## Exercise
Pick out all lines in the listing holding the string "React" and copy them.

## Given data
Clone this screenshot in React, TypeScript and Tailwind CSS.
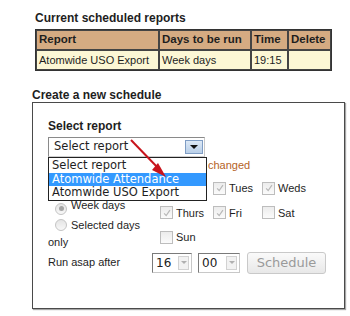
import React from "react";

const Check = () => (
  <svg viewBox="0 0 12 12" className="w-[10px] h-[10px]">
    <path d="M2.5 6.5 L5 9 L9.5 2.5" fill="none" stroke="#b8b8b8" strokeWidth={1.4} />
  </svg>
);

function Box({ checked, label, hidden }: { checked?: boolean; label: string; hidden?: boolean }) {
  return (
    <div className={`flex items-center h-[24px] ${hidden ? "invisible" : ""}`}>
      <span className="w-[13px] h-[13px] border border-[#bdbdbd] bg-gradient-to-b from-[#ececec] to-[#fbfbfb] flex items-center justify-center shrink-0">
        {checked && <Check />}
      </span>
      <span className="ml-[3px]">{label}</span>
    </div>
  );
}

function Radio({ on, label, hidden }: { on?: boolean; label: string; hidden?: boolean }) {
  return (
    <div className={`leading-[17px] mt-[2px] ${hidden ? "invisible" : ""}`}>
      <span className="inline-flex items-center justify-center align-[-2px] ml-[7px] mr-[4px] w-[12px] h-[12px] rounded-full border border-[#c4c4c4] bg-gradient-to-b from-[#e4e4e4] to-[#f8f8f8]">
        {on && <span className="w-[5px] h-[5px] rounded-full bg-[#a5a5a5]" />}
      </span>
      {label}
    </div>
  );
}

function SmallSelect({ value, w }: { value: string; w: string }) {
  return (
    <div className={`${w} h-[20px] flex items-center border border-[#c8c8c8] border-l-[#7a7a7a] border-t-[#7a7a7a] bg-white`}>
      <span className="flex-1 pl-[3px] font-['DejaVu_Sans',sans-serif] text-[12px] text-[#222]">{value}</span>
      <span className="w-[11px] h-[14px] mr-[2px] border border-[#d2d2d2] bg-[#f2f2f2] flex items-center justify-center">
        <span className="w-0 h-0 border-l-[3px] border-r-[3px] border-t-[3px] border-l-transparent border-r-transparent border-t-[#b0b0b0]" />
      </span>
    </div>
  );
}

export default function App() {
  return (
    <div className="relative w-[350px] h-[316px] bg-white text-[#1e1e1e] font-['Liberation_Sans',Arial,sans-serif] text-[11px] overflow-hidden">
      {/* current reports */}
      <div className="pt-[11px] pl-[35px]">
        <div className="font-bold text-[12px] leading-[14px]">Current scheduled reports</div>
        <table className="mt-[4px] w-[297px] table-fixed border-separate border-spacing-0 border border-[#333] text-left whitespace-nowrap">
          <thead>
            <tr className="bg-[#d5ab82] h-[20px] text-[11.5px]">
              <th className="w-[123px] border border-[#444] px-[2px] font-bold">Report</th>
              <th className="w-[92px] border border-[#444] px-[2px] font-bold">Days to be run</th>
              <th className="w-[37px] border border-[#444] px-[2px] font-bold">Time</th>
              <th className="border border-[#444] px-[2px] font-bold">Delete</th>
            </tr>
          </thead>
          <tbody>
            <tr className="bg-[#fcf7d5] h-[20px]">
              <td className="border border-[#444] px-[2px]">Atomwide USO Export</td>
              <td className="border border-[#444] px-[2px]">Week days</td>
              <td className="border border-[#444] px-[2px]">19:15</td>
              <td className="border border-[#444] px-[2px]"></td>
            </tr>
          </tbody>
        </table>
      </div>

      {/* new schedule */}
      <div className="pl-[32px] mt-[18px]">
        <div className="font-bold text-[12px] leading-[13px]">Create a new schedule</div>
        <div className="w-[313px] h-[207px] border border-[#4a4a4a] shadow-[1px_1px_1px_rgba(0,0,0,0.35)] pl-[15px] pt-[16px]">
          <div className="font-bold text-[12px] leading-[14px]">Select report</div>

          <div className="relative mt-[4px] w-[157px] h-[20px] border border-[#8a8a8a] border-r-[#c8c8c8] border-b-[#d0d0d0] bg-white flex items-center font-['DejaVu_Sans',sans-serif] text-[11.5px]">
            <span className="flex-1 pl-[5px]">Select report</span>
            <span className="w-[18px] h-[14px] mr-[1px] border border-[#7f9dc4] bg-gradient-to-b from-[#dde9f6] to-[#b9cfe8] flex items-center justify-center">
              <span className="w-0 h-0 border-l-[4px] border-r-[4px] border-t-[4px] border-l-transparent border-r-transparent border-t-[#111]" />
            </span>
            <div className="absolute left-[-1px] top-[19px] w-[159px] border border-[#222] bg-white z-10 leading-[13px] pb-[1px]">
              <div className="px-[3px] h-[15px] leading-[15px]">Select report</div>
              <div className="px-[3px] h-[13px] bg-[#3399ff] text-white">Atomwide Attendance</div>
              <div className="px-[3px] h-[13px]">Atomwide USO Export</div>
            </div>
          </div>

          <div className="flex h-[16px] items-center text-[#b5631f]">
            <span className="invisible w-[160px] text-right overflow-hidden whitespace-nowrap">Run only if data has&nbsp;</span>
            <span>changed</span>
          </div>

          <div className="flex mt-[3px]">
            <div className="w-[112px]">
              <Radio hidden label="Every day" />
              <Radio on label="Week days" />
              <Radio label="Selected days only" />
            </div>
            <div className="grid grid-cols-[53px_49px_60px]">
              <Box hidden checked label="Mon" />
              <Box checked label="Tues" />
              <Box checked label="Weds" />
              <Box checked label="Thurs" />
              <Box checked label="Fri" />
              <Box label="Sat" />
              <Box label="Sun" />
            </div>
          </div>

          <div className="flex items-center mt-[1px]">
            <span className="w-[104px]">Run asap after</span>
            <SmallSelect value="16" w="w-[40px]" />
            <div className="w-[6px]" />
            <SmallSelect value="00" w="w-[42px]" />
            <div className="w-[7px]" />
            <button className="w-[79px] h-[22px] rounded-[3px] border border-[#c9c9c9] bg-gradient-to-b from-[#fafafa] to-[#e8e8e8] text-[#9a9a9a] text-[13px] font-['DejaVu_Sans',sans-serif]">
              Schedule
            </button>
          </div>
        </div>
      </div>

      {/* red arrow annotation */}
      <svg className="absolute left-0 top-0 pointer-events-none z-20" width="350" height="316">
        <line x1="131" y1="140" x2="160" y2="170" stroke="#c8141c" strokeWidth={2} />
        <polygon points="166,177 158,163 152,170" fill="#c8141c" />
      </svg>
    </div>
  );
}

## Problem solution
Clone this screenshot in React, TypeScript and Tailwind CSS.
import React from "react";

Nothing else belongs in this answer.